I poured 4 teaspoons of two glazes onto a board and let them sit for a minute, then inclined the board. The one with Gleason Ball clay (right, much higher in coal and finer particle size) has settled and the water on the top of running off. The one with Old Hickory #5 ball clay has not settled at all and the whole thing is running downward. Below I have begun to sponge them off. Old Hickory No. 1 Glaze Clay is even better than #5 for suspension. The most amazing thing about this: There is only 7% ball clay in the recipe.
These are the oversize particles (from the 70, 100, 140 and 200 mesh sieves) from 100 grams of a commercial ball clay. They have been fired to cone 10 reduction. As you can see, this material is a potential cause of specking, especially in porcelain bodies. It is not only wise to check for oversize particles in clays, but firing these particles will tell you if they contain iron. A 200 mesh screen would be a good start for this test, it would catch all of these.
These cone 6 clear-glazed porcelains demonstrate just how white you can make a porcelain if you use white burning kaolins and bentonites instead of ball clays. Both contain about 40% clay. The one on the left employs New Zealand kaolin and Veegum plasticizer, the one on the right Kentucky ball clays (among the whitest of ball clays in North America) and standard bentonite. Both are zero porosity. The glaze surface is a little more flawless on the right one (possibly because ball clays have a lower LOI than kaolins).
Pinholing on the inside of a cone 6 whiteware bowl. This is glaze G2926B. The cause is likely a combination of thick glaze layer and gas-producing particles in the body. Bodies containing ball clays and bentonites often have particles in the +150 and even +100 mesh sizes. The presence of such particles is often sporadic, thus it is possible to produce defect-free ware for a time. But at some point problems will be encountered. Companies in production either have to filter press or wet process these bodies to remove the particles. Or, they need to switch to more expensive bodies containing only kaolins and highly processed plasticizers.
These particles contaminating particles are exposed on the rim of a bisque fired mug. The liqnite ones have burned away but the iron particle is still there (and will produce a speck in the glaze). Remnants of the lignite remain inside the matrix and can pinhole glazes. Since ball clays are air floated (a stream of air takes away the lighter particles and the heavier ones recycle for regrinding) it seems that contamination like this would be impossible. But the equipment requires vigilance for correct operation, especially when there is pressure to maximize production. Ores in Tennessee are higher in coal than those in Kentucky. North American clay body manufacturers who confront ball clay suppliers with this contamination find that ceramic applications have become a very small part of the total ball clay market, complaints are not taken with the same seriousness as in the past.

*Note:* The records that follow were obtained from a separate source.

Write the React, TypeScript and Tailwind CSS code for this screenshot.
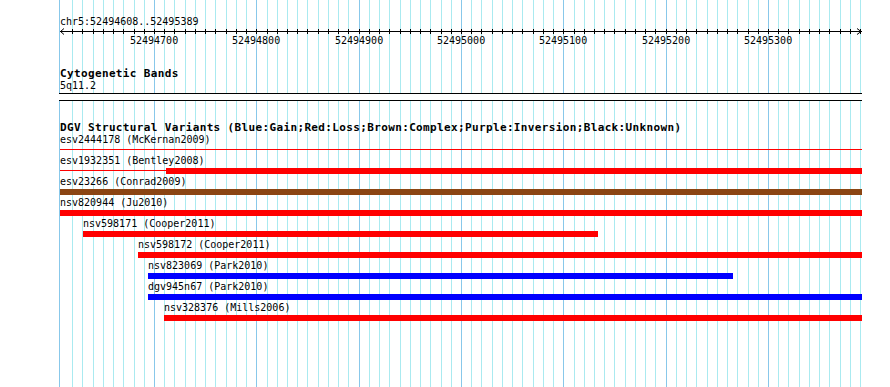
import React from "react";

const LEFT = 59;
const RIGHT = 862;

type Variant = {
  label: string;
  start: number;
  end: number;
  color: string;
  thinFrom?: number;
};

const variants: Variant[] = [
  { label: "esv2444178 (McKernan2009)", start: 60, end: 60, color: "#ff0000", thinFrom: 60 },
  { label: "esv1932351 (Bentley2008)", start: 166, end: 862, color: "#ff0000", thinFrom: 60 },
  { label: "esv23266 (Conrad2009)", start: 60, end: 862, color: "#8b4513" },
  { label: "nsv820944 (Ju2010)", start: 60, end: 862, color: "#ff0000" },
  { label: "nsv598171 (Cooper2011)", start: 83, end: 598, color: "#ff0000" },
  { label: "nsv598172 (Cooper2011)", start: 138, end: 862, color: "#ff0000" },
  { label: "nsv823069 (Park2010)", start: 148, end: 733, color: "#0000ff" },
  { label: "dgv945n67 (Park2010)", start: 148, end: 862, color: "#0000ff" },
  { label: "nsv328376 (Mills2006)", start: 164, end: 862, color: "#ff0000" },
];

const guides: { x: number; major: boolean }[] = [];
for (let k = -8; k <= 69; k++) {
  guides.push({ x: Math.round(154 + k * 10.233), major: k % 10 === 0 });
}

const majors = [
  { x: 154, label: "52494700" },
  { x: 256, label: "52494800" },
  { x: 359, label: "52494900" },
  { x: 461, label: "52495000" },
  { x: 563, label: "52495100" },
  { x: 666, label: "52495200" },
  { x: 768, label: "52495300" },
];

const LIGHT = "#aaeaf0";
const DARK = "#88c8ea";

function Guides() {
  const segs = [
    [0, 93],
    [101, 387],
  ];
  return (
    <svg className="absolute left-0 top-0" width={890} height={387}>
      {segs.map(([y1, y2], i) => (
        <g key={i}>
          <line x1={LEFT + 0.5} x2={LEFT + 0.5} y1={y1} y2={y2} stroke={DARK} strokeWidth={1} />
          {guides.map((g) => (
            <line
              key={g.x}
              x1={g.x + 0.5}
              x2={g.x + 0.5}
              y1={y1}
              y2={y2}
              stroke={g.major ? DARK : LIGHT}
              strokeWidth={1}
            />
          ))}
        </g>
      ))}
    </svg>
  );
}

function Axis() {
  return (
    <svg width={803} height={9} className="block">
      <line x1={1} x2={803} y1={4.5} y2={4.5} stroke="#000" strokeWidth={1} />
      {guides.map((g) => (
        <line
          key={g.x}
          x1={g.x - LEFT + 0.5}
          x2={g.x - LEFT + 0.5}
          y1={2}
          y2={7}
          stroke="#000"
          strokeWidth={1}
        />
      ))}
      <polyline points="5,1.5 1.5,4.5 5,7.5" fill="none" stroke="#000" strokeWidth={1} />
      <polyline points="798,1.5 802,4.5 798,7.5" fill="none" stroke="#000" strokeWidth={1} />
    </svg>
  );
}

function VariantRow({ v }: { v: Variant }) {
  const thinStart = v.thinFrom ?? v.start;
  const thinEnd = v.thinFrom !== undefined ? (v.end === v.start ? RIGHT : v.start) : v.start;
  return (
    <div className="h-[21px] flex flex-col">
      <div
        className="h-[10px] leading-[10px] text-[10px] whitespace-nowrap"
        style={{ paddingLeft: v.thinFrom !== undefined ? 1 : v.start - LEFT }}
      >
        {v.label}
      </div>
      <div className="relative mt-[2px] h-[6px]">
        {v.thinFrom !== undefined && (
          <div
            className="absolute top-[2px] h-px"
            style={{ left: thinStart - LEFT, width: thinEnd - thinStart, background: v.color }}
          />
        )}
        {v.end > v.start && (
          <div
            className="absolute top-0 h-[6px]"
            style={{ left: v.start - LEFT, width: v.end - v.start, background: v.color }}
          />
        )}
      </div>
    </div>
  );
}

export default function App() {
  return (
    <div
      className="relative w-[890px] h-[387px] bg-white overflow-hidden text-black"
      style={{ fontFamily: '"DejaVu Sans Mono", "Liberation Mono", monospace' }}
    >
      <Guides />
      <div className="relative ml-[59px] w-[803px] flex flex-col pt-[17px]">
        <div className="h-[10px] leading-[10px] text-[10px] pl-px whitespace-nowrap">
          chr5:52494608..52495389
        </div>
        <Axis />
        <div className="relative h-[10px]">
          {majors.map((m) => (
            <span
              key={m.x}
              className="absolute top-0 text-[10px] leading-[10px] whitespace-nowrap"
              style={{ left: m.x - LEFT - 24 }}
            >
              {m.label}
            </span>
          ))}
        </div>
        <div className="mt-[22px] h-[11px] leading-[11px] text-[11px] font-bold tracking-[0.36px] pl-px whitespace-nowrap">
          Cytogenetic Bands
        </div>
        <div className="mt-[2px] h-[10px] leading-[10px] text-[10px] pl-px whitespace-nowrap">
          5q11.2
        </div>
        <div className="mt-[2px] h-px bg-black" />
        <div className="mt-[6px] h-px bg-black" />
        <div className="mt-[21px] h-[11px] leading-[11px] text-[11px] font-bold tracking-[0.36px] pl-px whitespace-nowrap">
          DGV Structural Variants (Blue:Gain;Red:Loss;Brown:Complex;Purple:Inversion;Black:Unknown)
        </div>
        <div className="mt-[2px] flex flex-col">
          {variants.map((v) => (
            <VariantRow key={v.label} v={v} />
          ))}
        </div>
      </div>
    </div>
  );
}
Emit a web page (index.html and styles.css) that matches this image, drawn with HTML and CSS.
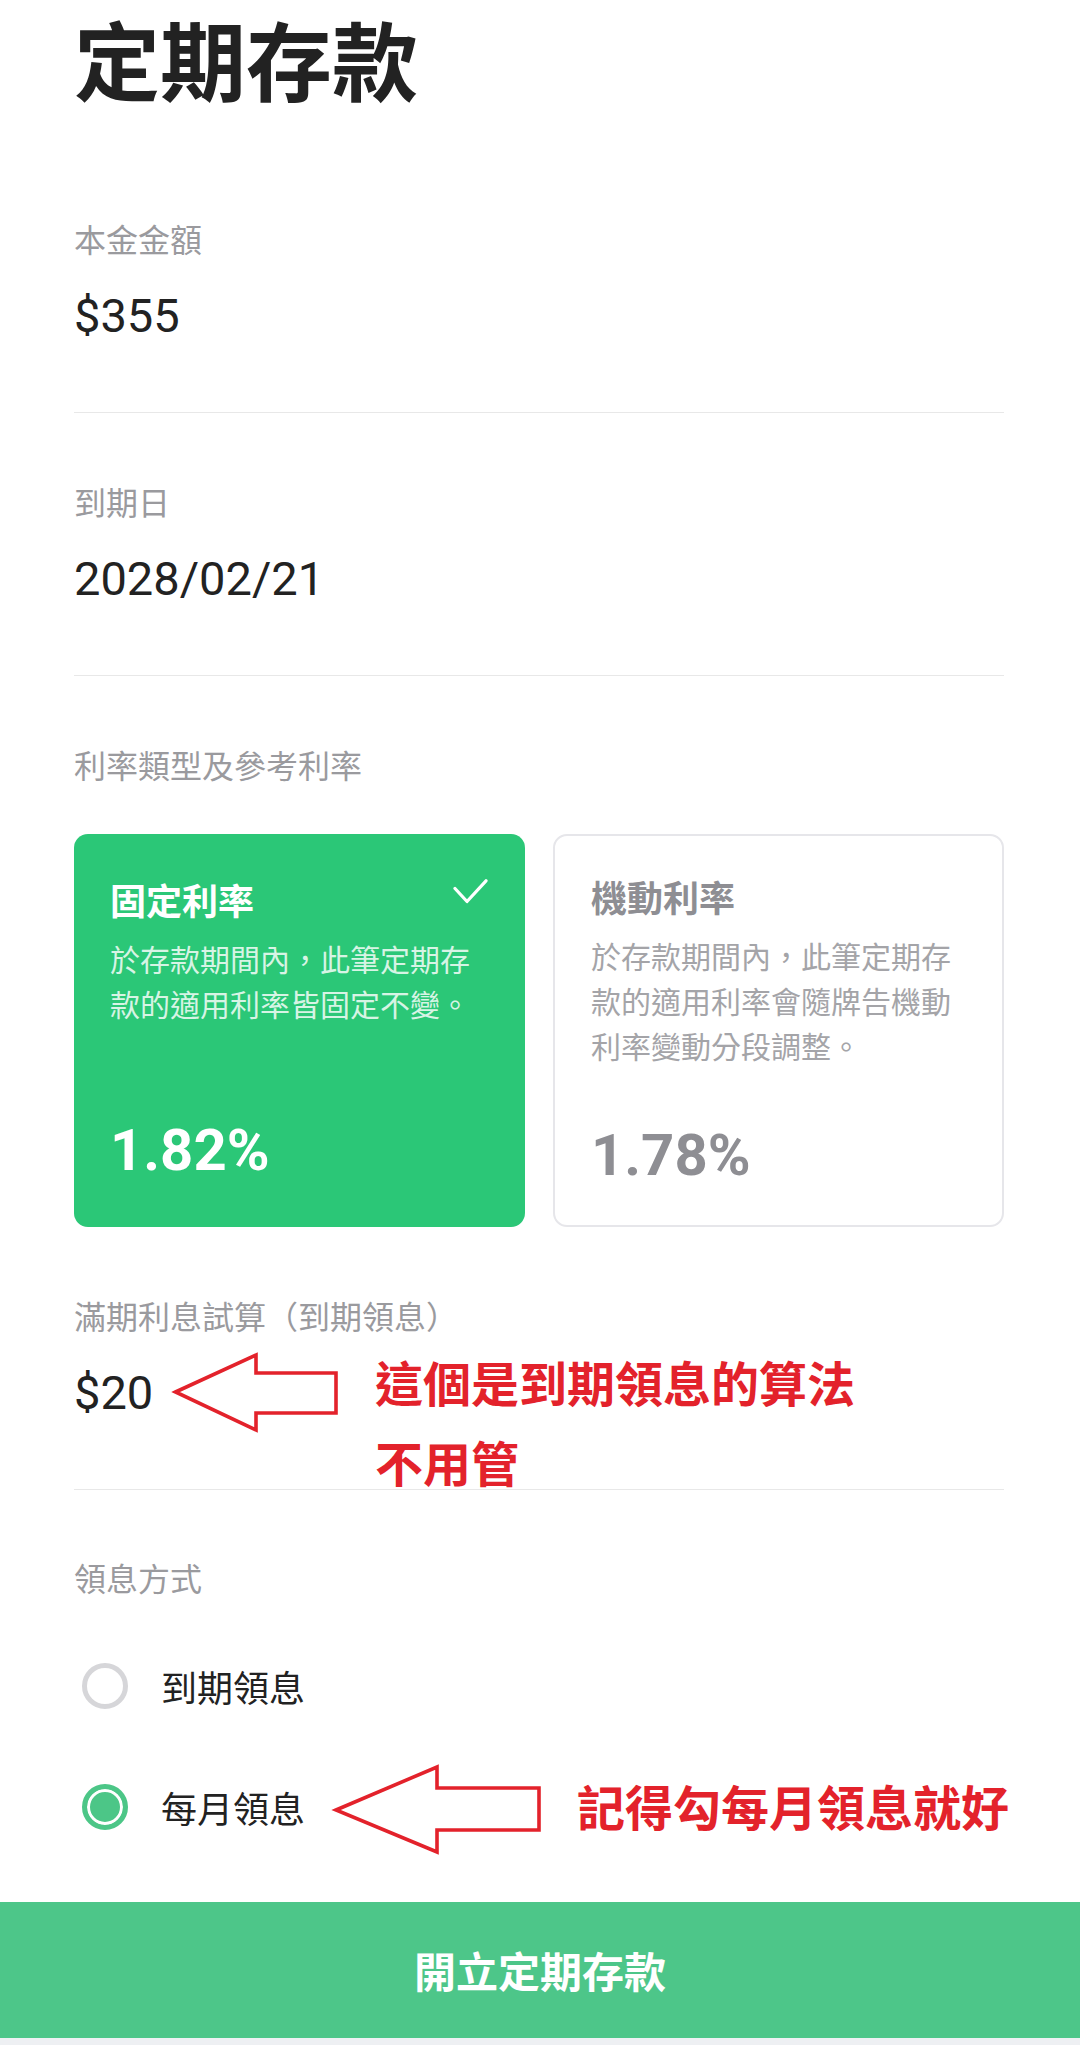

Typical porcelains are made using clay (for workability), feldspar (for fired maturity) and silica (for structural integrity and glaze fit). These cone 6 test bars demonstrate the fired color difference between using kaolin (top) and ball clay (bottom). The top one employs #6 Tile super plastic kaolin, but even with this it still needs a 3% bentonite addition for plasticity. The bottom one uses Old Hickory #5 and M23, these are very clean ball clays but still nowhere near the whiteness of kaolins. Plus, 1% bentonite was still needed to get adequate plasticity for throwing. Which is better? For workability and drying, the bottom one is much better. For fired appearance, the top one.
Left: A porcelain that is plasticized using only ball clays (Spinx Gleason and Old Hickory #5). Right: Only kaolin (in this case Grolleg). Kaolins are much less plastic so bentonite (e.g. 2-5%) is typically needed to get good plasticity. The color can be alot whiter using a clean kaolin, but there are down sides. Kaolins have double the LOI of ball clays, so there are more gasses that potentially need to bubble up through the glaze (ball clay porcelains can produce brilliantly glassy and clean results in transparent glazes even at fast fire, while pure kaolins can produce tiny dimples in the glaze surface if firings are not soaked long enough). Kaolins plasticized by bentonite often do not dry as well as ball clays even though the drying shrinkage is usually less. Strangely, even though ball clays are so much harder and stronger in the dry state, a porcelain made using only ball clays often still needs some bentonite. If you do not need the very whitest result, it seems that a hibrid using both is still the best general purpose, low cost answer.
You may not fully appreciate what your clay body manufacturer has to go through to make clean porcelain for you. Every load of material that they receive has to be checked. We now have to check every pallet. This is the third semi-trailer load of material we have had contaminated (ball clays and kaolins are most vulnerable). When we phoned another manufacturer they checked their supply and it was contaminated also! Materials can also be contaminated by larger clay particles that disrupt the fired glaze surface. These chunks of metal were pulled out by magnets in the production line, a thousand boxes of porcelain are now garbage. It is too expensive to return a load, so it just becomes a loss.
These test bars are fired at cone 10R. The top one is EP Kaolin, the bottom one is Old Hickory M23 Ball Clay (these materials are typical of their respective types). It is interesting that although the kaolin has a much larger ultimate particle size it is shrinking alot more (23% vs. 14%). This is counterintuitive to what should be happening. And another thing: the kaolin has a porosity of 0.5% and the ball clay is 1.5%. This is also counterintuitive. The kaolin should be more refractory since it contains less fluxing oxide impurities. In fact, both should theoretically be a lot more refractory than they actually are.